Each foreign environment presents a different set of specific risks regarding the engagement of agents. Variables include the extent to which a foreign government operates through quasi-governmental entities, bookkeeping and recordation practices (such as how receipts and invoices are issued), the emergence of new schemes for kickbacks and secreting income pools for bribing, and other factors. Any company that has occasion to hire an agent to represent it outside the United States should have a compliance program in place. Prior to engaging agents, solar energy companies should consult with counsel who has current knowledge of risks and enforcement trends to confirm that their compliance program is adequate and to tailor the legal framework for the agent’s work to the specific circumstances of the given countries.

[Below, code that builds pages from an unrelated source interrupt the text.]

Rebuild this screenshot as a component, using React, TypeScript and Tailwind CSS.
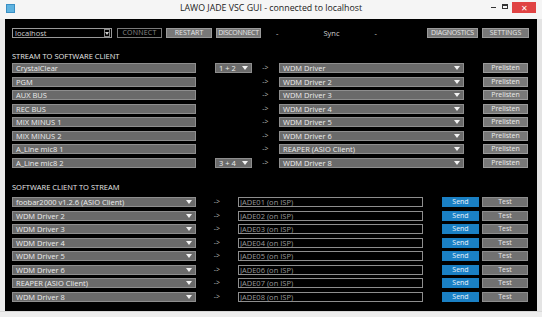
import React from "react";

const font = { fontFamily: '"Open Sans", "Noto Sans", sans-serif' };

function Arrow() {
  return (
    <svg width="6" height="4" viewBox="0 0 6 4" className="shrink-0">
      <path d="M0 0 L6 0 L3 4 Z" fill="#f2f2f2" />
    </svg>
  );
}

function GrayField({ text, arrow, w }: { text: string; arrow?: boolean; w: string }) {
  return (
    <div
      className={`${w} h-[10px] shrink-0 bg-[#6a6a6a] border border-[#8e8e8e] flex items-center pl-[3px] pr-[3px] text-[7.5px] leading-[8px] text-[#ececec]`}
    >
      <span className="flex-1 whitespace-nowrap">{text}</span>
      {arrow && <Arrow />}
    </div>
  );
}

function Btn({ text, w, cls }: { text: string; w: string; cls: string }) {
  return (
    <div
      className={`${w} h-[10px] shrink-0 flex items-center justify-center text-[7px] leading-[8px] whitespace-nowrap ${cls}`}
    >
      {text}
    </div>
  );
}

const section1 = [
  ["CrystalClear", "1 + 2", "WDM Driver"],
  ["PGM", "", "WDM Driver 2"],
  ["AUX BUS", "", "WDM Driver 3"],
  ["REC BUS", "", "WDM Driver 4"],
  ["MIX MINUS 1", "", "WDM Driver 5"],
  ["MIX MINUS 2", "", "WDM Driver 6"],
  ["A_Line mic8 1", "", "REAPER (ASIO Client)"],
  ["A_Line mic8 2", "3 + 4", "WDM Driver 8"],
];

const section2 = [
  "foobar2000 v1.2.6 (ASIO Client)",
  "WDM Driver 2",
  "WDM Driver 3",
  "WDM Driver 4",
  "WDM Driver 5",
  "WDM Driver 6",
  "REAPER (ASIO Client)",
  "WDM Driver 8",
];

export default function App() {
  return (
    <div className="w-[542px] h-[317px] bg-[#ebebeb] flex flex-col overflow-hidden" style={font}>
      {/* title bar */}
      <div className="h-[19px] shrink-0 bg-[#f5f5f5] flex items-start">
        <div className="w-[55px] shrink-0">
          <div className="mt-[4px] ml-[6px] w-[9px] h-[9px] bg-[#5fb3e0] border border-[#3a8fc4]" />
        </div>
        <div className="flex-1 flex justify-center pt-[3px]">
          <span className="text-[8.8px] leading-[11px] text-[#222] whitespace-nowrap">
            LAWO JADE VSC GUI - connected to localhost
          </span>
        </div>
        <div className="w-[55px] shrink-0 flex items-start h-[19px]">
          <div className="w-[12px] h-[13px] flex items-center justify-center">
            <div className="w-[5px] h-[1px] bg-[#333] mt-[2px]" />
          </div>
          <div className="w-[12px] h-[13px] flex items-center justify-center">
            <div className="w-[6px] h-[5px] border border-[#333] border-t-2" />
          </div>
          <div className="ml-[1px] mt-[2px] w-[24px] h-[11px] bg-[#e04343] flex items-center justify-center text-white text-[8px] leading-[8px]">
            ✕
          </div>
        </div>
      </div>

      <div className="flex shrink-0">
        <div className="w-[5px]" />
        {/* black content */}
        <div className="w-[532px] h-[292px] bg-black pl-[7px] pt-[9px] flex flex-col">
          {/* toolbar */}
          <div className="flex items-center h-[10px]">
            <div className="w-[100px] h-[10px] border border-[#9a9a9a] bg-black flex items-center text-[7.5px] leading-[8px] text-[#d0d0d0]">
              <span className="flex-1 pl-[2px]">localhost</span>
              <div className="w-[6px] h-[8px] mr-[1px] border border-[#888] flex items-center justify-center">
                <svg width="4" height="3" viewBox="0 0 4 3">
                  <path d="M0 0 L4 0 L2 3 Z" fill="#cfcfcf" />
                </svg>
              </div>
            </div>
            <Btn text="CONNECT" w="w-[45px] ml-[5px]" cls="border border-[#7a7a7a] text-[#8a8a8a] bg-black tracking-[0.2px]" />
            <Btn text="RESTART" w="w-[46px] ml-[4px]" cls="bg-[#787878] border border-[#9a9a9a] text-[#e6e6e6]" />
            <Btn text="DISCONNECT" w="w-[45px] ml-[4px]" cls="bg-[#787878] border border-[#9a9a9a] text-[#e6e6e6] tracking-[-0.3px]" />
            <span className="ml-[15px] text-[7.5px] text-[#cfcfcf] leading-[8px]">-</span>
            <span className="ml-[45px] text-[7.5px] text-[#cfcfcf] leading-[8px]">Sync</span>
            <span className="ml-[35px] text-[7.5px] text-[#cfcfcf] leading-[8px]">-</span>
            <div className="flex-1" />
            <Btn text="DIAGNOSTICS" w="w-[51px]" cls="bg-[#787878] border border-[#9a9a9a] text-[#e6e6e6] tracking-[-0.2px]" />
            <Btn text="SETTINGS" w="w-[47px] ml-[4px] mr-[8px]" cls="bg-[#787878] border border-[#9a9a9a] text-[#e6e6e6]" />
          </div>

          {/* section 1 */}
          <div className="mt-[13px] h-[10px] flex items-center text-[7.5px] leading-[9px] text-[#e8e8e8]">
            STREAM TO SOFTWARE CLIENT
          </div>
          <div className="mt-[2px] flex flex-col gap-[3.57px]">
            {section1.map(([src, ch, dst]) => (
              <div key={src} className="flex items-center h-[10px]">
                <GrayField text={src} w="w-[184px]" />
                <div className="w-[19px] shrink-0" />
                {ch ? (
                  <GrayField text={ch} arrow w="w-[37px]" />
                ) : (
                  <div className="w-[37px] shrink-0" />
                )}
                <div className="w-[27px] shrink-0 flex justify-center text-[7px] leading-[8px] text-[#bdbdbd]">
                  -&gt;
                </div>
                <GrayField text={dst} arrow w="w-[185px]" />
                <Btn
                  text="Prelisten"
                  w="w-[45px] ml-[19px]"
                  cls="bg-[#787878] border border-[#9a9a9a] text-[#ececec]"
                />
              </div>
            ))}
          </div>

          {/* section 2 */}
          <div className="mt-[15px] h-[10px] flex items-center text-[7.5px] leading-[9px] text-[#e8e8e8]">
            SOFTWARE CLIENT TO STREAM
          </div>
          <div className="mt-[4px] flex flex-col gap-[3.57px]">
            {section2.map((src, i) => (
              <div key={i} className="flex items-center h-[10px]">
                <GrayField text={src} arrow w="w-[184px]" />
                <div className="w-[42px] shrink-0 flex justify-center text-[7px] leading-[8px] text-[#bdbdbd]">
                  -&gt;
                </div>
                <div className="w-[185px] h-[10px] shrink-0 border border-[#8e8e8e] bg-black flex items-center pl-[1px] text-[7.5px] leading-[8px] text-[#9a9a9a]">
                  JADE0{i + 1} (on ISP)
                </div>
                <Btn text="Send" w="w-[37px] ml-[19px]" cls="bg-[#1a80c4] text-[#eaf4fb]" />
                <Btn
                  text="Test"
                  w="w-[46px] ml-[3px]"
                  cls="bg-[#717171] border border-[#8e8e8e] text-[#e6e6e6]"
                />
              </div>
            ))}
          </div>
        </div>
        <div className="flex-1 bg-[#e4e4e4]" />
      </div>
      <div className="flex-1 bg-[#ededed] border-t border-[#d8d8d8]" />
    </div>
  );
}
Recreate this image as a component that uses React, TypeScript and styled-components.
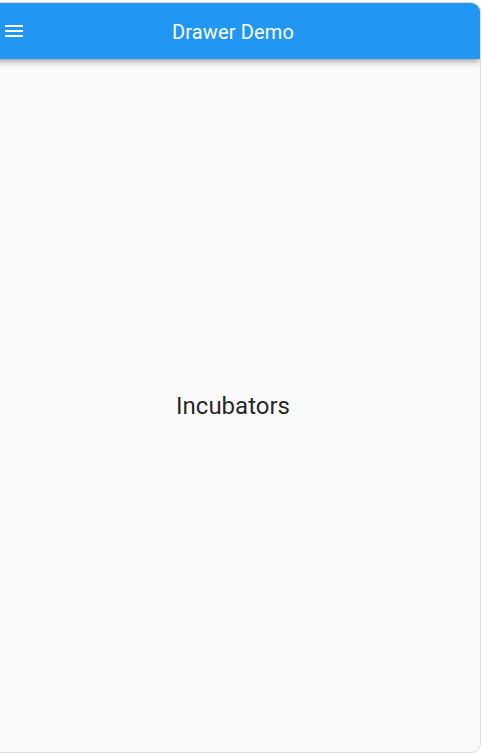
import React from "react";
import styled, { createGlobalStyle } from "styled-components";

const Global = createGlobalStyle`
  html, body { margin: 0; padding: 0; background: #ffffff; overflow: hidden; }
  body { font-family: Roboto, "Noto Sans", sans-serif; }
`;

const Frame = styled.div`
  box-sizing: border-box;
  margin: 2px 0 0 -15px;
  width: 496px;
  height: 751px;
  border: 1px solid #dcdcdc;
  border-radius: 10px;
  overflow: hidden;
  background: #fafafa;
  display: flex;
  flex-direction: column;
`;

const AppBar = styled.header`
  height: 56px;
  flex: none;
  background: #2196f3;
  display: flex;
  align-items: center;
  position: relative;
  box-shadow: 0 2px 4px -1px rgba(0, 0, 0, 0.2), 0 4px 5px 0 rgba(0, 0, 0, 0.14),
    0 1px 10px 0 rgba(0, 0, 0, 0.12);
  z-index: 1;
`;

const MenuButton = styled.button`
  width: 56px;
  height: 56px;
  flex: none;
  border: 0;
  padding: 0;
  background: transparent;
  display: flex;
  align-items: center;
  justify-content: center;
  color: #ffffff;
`;

const Title = styled.h1`
  flex: 1;
  margin: 2px 56px 0 0;
  text-align: center;
  font-family: Roboto, sans-serif;
  font-weight: 400;
  font-size: 20px;
  color: #ffffff;
  letter-spacing: 0.15px;
`;

const Body = styled.main`
  flex: 1;
  display: flex;
  align-items: center;
  justify-content: center;
`;

const Label = styled.span`
  font-family: Roboto, sans-serif;
  font-size: 24px;
  font-weight: 400;
  color: rgba(0, 0, 0, 0.87);
`;

export default function App() {
  return (
    <>
      <Global />
      <Frame>
        <AppBar>
          <MenuButton aria-label="menu">
            <svg width="24" height="24" viewBox="0 0 24 24" fill="currentColor">
              <path d="M3 18h18v-2H3v2zm0-5h18v-2H3v2zm0-7v2h18V6H3z" />
            </svg>
          </MenuButton>
          <Title>Drawer Demo</Title>
        </AppBar>
        <Body>
          <Label>Incubators</Label>
        </Body>
      </Frame>
    </>
  );
}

B. Subsidiaries. Any company doing business beyond the borders of the United States through a subsidiary is potentially liable for any FCPA violations by the subsidiary. Two theories are typically pointed to, under which courts hold parents liable for FCPA violations by their subsidiaries. First, under the alter ego theory, a parent will be held liable for the actions of a subsidiary if the parent dominates the subsidiary by having control over ownership, shared directors, or shared officers, or by other means. Second, agency principles hold that a corporation will be liable for the crimes of its agents when committed in the scope of the agent’s authority and the corporation gains some benefit. Neither of these theories places much weight on whether the subsidiary is wholly or partially owned.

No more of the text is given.